In the kitchen, an unshaved cook ladles biscuits and gravy, with sides of sausage patties, to a thick china platter. “I got prime rib waiting at home,” he says. Then mimics taking a drink. “We’ll do her all over again.” My server chimes, “I’ve got roast ham waiting. I work holidays, I don’t have to cook.”
The cuisine here is as close to homestyle as it gets. Dishes, such as goulash, veggies and garlic toast, cup of soup or salad, for $7.95; a hot hamburger sandwich with mashed potatoes and gravy for $6.95; and grilled cheese and potato salad, with a cup of bean-with-bacon or cream-of-celery soup, for $6.95, attract drivers like trout to salmon flies. Dinner specials might be prime rib, turkey, meat loaf, pork roast or ham. It’s comfort food — on a day like this, perfection.

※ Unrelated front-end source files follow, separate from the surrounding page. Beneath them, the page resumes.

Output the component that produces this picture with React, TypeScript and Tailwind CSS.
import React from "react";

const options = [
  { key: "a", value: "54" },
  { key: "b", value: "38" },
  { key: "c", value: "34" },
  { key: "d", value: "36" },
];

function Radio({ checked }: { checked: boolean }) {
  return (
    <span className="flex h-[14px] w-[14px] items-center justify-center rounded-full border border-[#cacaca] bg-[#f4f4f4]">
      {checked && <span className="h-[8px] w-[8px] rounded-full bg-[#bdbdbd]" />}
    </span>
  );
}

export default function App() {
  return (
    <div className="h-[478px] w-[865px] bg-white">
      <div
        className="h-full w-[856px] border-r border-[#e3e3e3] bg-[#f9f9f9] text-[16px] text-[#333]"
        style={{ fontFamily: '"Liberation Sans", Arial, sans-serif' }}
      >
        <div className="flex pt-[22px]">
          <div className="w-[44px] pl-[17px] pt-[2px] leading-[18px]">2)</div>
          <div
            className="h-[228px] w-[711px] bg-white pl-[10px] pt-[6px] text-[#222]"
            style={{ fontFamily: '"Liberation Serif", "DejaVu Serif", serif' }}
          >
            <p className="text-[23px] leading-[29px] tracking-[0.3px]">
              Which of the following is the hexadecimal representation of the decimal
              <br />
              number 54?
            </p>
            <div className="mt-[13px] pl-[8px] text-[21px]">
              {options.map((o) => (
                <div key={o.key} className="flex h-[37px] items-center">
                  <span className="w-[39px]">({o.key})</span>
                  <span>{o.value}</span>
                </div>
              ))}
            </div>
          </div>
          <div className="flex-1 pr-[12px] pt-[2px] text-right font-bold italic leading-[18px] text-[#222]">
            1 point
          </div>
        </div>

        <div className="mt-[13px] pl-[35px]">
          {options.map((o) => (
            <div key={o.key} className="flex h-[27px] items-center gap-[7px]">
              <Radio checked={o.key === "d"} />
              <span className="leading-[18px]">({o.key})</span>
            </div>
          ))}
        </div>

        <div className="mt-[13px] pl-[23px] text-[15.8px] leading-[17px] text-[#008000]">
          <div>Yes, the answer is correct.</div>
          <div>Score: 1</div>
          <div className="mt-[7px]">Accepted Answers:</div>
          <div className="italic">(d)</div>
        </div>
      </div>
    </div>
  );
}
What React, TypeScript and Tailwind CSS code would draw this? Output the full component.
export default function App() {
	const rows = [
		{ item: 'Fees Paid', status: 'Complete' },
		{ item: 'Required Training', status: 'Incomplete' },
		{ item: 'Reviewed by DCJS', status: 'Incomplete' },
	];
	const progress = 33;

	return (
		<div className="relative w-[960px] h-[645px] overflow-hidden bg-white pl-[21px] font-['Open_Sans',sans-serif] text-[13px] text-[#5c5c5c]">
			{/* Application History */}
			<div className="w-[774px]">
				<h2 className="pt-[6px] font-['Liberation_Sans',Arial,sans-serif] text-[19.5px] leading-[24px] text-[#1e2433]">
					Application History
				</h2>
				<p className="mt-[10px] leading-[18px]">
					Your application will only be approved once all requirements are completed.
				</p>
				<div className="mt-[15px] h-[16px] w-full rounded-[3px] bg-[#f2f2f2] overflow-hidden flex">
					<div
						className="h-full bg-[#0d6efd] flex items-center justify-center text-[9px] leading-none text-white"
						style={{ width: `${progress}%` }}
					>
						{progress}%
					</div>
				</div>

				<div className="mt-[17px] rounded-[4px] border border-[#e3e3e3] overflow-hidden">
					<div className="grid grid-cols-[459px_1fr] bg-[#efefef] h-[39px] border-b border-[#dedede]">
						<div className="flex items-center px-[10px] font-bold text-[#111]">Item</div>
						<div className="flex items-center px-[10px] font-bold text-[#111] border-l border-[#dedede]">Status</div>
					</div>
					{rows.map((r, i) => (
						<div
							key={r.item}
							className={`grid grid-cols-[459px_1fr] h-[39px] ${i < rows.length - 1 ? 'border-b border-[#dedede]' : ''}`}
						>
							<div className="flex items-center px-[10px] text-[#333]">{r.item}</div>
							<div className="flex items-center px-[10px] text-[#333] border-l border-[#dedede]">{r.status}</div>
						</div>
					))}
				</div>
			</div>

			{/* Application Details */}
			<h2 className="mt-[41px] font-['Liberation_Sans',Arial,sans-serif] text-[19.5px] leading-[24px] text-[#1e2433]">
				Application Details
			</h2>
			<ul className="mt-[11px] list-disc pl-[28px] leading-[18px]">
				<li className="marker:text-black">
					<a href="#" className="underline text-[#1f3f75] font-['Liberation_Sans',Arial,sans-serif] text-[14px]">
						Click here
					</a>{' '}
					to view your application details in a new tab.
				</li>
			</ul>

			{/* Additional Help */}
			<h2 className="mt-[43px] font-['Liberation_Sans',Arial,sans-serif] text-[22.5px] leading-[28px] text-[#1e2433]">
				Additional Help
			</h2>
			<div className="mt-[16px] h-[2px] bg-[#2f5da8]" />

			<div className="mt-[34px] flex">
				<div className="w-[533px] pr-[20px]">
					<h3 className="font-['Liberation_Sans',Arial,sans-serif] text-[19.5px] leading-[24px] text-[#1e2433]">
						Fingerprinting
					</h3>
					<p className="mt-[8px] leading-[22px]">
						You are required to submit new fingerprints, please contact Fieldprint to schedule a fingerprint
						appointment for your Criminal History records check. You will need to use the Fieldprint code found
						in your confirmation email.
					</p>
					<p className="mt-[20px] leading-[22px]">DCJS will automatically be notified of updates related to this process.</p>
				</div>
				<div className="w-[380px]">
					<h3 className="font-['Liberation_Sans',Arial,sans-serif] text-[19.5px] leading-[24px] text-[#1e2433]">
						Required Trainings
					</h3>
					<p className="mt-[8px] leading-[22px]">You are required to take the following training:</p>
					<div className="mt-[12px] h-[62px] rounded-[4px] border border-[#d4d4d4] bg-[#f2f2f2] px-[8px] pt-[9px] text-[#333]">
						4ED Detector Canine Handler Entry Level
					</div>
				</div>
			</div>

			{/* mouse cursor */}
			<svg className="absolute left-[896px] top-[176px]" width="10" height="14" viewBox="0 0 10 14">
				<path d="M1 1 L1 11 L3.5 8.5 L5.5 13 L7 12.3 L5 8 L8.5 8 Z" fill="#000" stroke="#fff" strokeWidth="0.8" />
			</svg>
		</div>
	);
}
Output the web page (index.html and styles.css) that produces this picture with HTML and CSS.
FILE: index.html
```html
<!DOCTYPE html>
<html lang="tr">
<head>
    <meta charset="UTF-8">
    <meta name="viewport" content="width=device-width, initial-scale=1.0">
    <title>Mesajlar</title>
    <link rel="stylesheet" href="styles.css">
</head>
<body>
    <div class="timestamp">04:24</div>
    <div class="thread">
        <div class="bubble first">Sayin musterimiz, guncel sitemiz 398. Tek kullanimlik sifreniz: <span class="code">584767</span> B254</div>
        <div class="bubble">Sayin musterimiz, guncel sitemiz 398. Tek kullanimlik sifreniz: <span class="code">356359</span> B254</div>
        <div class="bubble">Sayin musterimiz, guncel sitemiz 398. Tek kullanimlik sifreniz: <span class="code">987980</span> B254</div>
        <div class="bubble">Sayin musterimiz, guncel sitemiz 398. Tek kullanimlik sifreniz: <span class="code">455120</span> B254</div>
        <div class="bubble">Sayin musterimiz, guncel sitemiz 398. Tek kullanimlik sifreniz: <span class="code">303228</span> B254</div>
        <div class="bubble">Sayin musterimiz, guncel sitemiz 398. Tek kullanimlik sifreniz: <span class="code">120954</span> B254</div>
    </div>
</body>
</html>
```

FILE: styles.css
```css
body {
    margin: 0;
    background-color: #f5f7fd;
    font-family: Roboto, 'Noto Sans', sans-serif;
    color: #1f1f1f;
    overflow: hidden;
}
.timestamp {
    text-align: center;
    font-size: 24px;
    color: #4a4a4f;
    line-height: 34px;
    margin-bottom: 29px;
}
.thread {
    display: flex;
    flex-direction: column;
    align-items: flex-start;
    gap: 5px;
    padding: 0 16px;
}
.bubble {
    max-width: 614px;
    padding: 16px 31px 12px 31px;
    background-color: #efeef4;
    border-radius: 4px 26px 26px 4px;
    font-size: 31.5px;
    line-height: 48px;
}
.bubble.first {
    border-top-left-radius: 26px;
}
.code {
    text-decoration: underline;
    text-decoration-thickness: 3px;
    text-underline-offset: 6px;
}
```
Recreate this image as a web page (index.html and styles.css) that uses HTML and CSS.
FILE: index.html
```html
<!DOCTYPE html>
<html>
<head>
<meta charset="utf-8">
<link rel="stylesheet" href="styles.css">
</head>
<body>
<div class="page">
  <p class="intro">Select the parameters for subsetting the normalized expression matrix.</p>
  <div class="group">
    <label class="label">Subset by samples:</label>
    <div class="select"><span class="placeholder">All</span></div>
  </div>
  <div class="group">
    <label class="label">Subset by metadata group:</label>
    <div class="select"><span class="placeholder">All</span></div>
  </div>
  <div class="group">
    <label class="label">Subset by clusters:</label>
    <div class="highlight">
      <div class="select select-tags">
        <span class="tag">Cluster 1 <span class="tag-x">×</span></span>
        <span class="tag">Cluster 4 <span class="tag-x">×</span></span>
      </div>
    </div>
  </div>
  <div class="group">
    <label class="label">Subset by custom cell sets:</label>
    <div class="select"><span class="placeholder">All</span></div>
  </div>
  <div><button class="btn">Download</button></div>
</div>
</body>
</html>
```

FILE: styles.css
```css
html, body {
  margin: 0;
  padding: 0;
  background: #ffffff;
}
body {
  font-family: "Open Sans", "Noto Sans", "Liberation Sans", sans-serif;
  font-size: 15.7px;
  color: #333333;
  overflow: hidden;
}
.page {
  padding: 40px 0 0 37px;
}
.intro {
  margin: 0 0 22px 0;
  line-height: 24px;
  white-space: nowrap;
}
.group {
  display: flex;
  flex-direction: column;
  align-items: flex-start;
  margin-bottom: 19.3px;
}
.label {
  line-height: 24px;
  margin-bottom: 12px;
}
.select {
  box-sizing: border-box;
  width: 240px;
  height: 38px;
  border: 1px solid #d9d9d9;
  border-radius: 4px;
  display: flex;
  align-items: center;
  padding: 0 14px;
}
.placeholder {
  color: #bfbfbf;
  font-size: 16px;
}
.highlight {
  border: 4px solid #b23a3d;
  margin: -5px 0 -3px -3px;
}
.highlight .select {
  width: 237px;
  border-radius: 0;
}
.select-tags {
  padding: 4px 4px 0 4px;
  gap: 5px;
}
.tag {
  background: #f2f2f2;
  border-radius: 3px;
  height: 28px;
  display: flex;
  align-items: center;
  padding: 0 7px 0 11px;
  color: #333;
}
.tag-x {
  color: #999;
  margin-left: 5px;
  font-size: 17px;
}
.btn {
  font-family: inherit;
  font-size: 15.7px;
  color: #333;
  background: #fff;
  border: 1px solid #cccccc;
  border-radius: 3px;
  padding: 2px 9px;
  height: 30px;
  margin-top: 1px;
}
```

A wind-rumpled couple enters, adjusts its clothes, sits by a window. The seniors are so close in appearance they seem as one. They consider the menu, order carefully, then reach across the silverware to hold hands. Outside, the wind twists ice and gravel to dust devils, but in the cafe’s warmth the shivering whiteness of the far Abasarokas seems an abstract postcard.
My server’s brood departs in their pajamas, and at the counter, an old man says, “You’re off tomorrow, aren’t you? I won’t see you until Monday.” My server nods, freshens his cup. “I’ll miss you, darlin’,” she says.
I’ll miss you, I think. The three of us smile.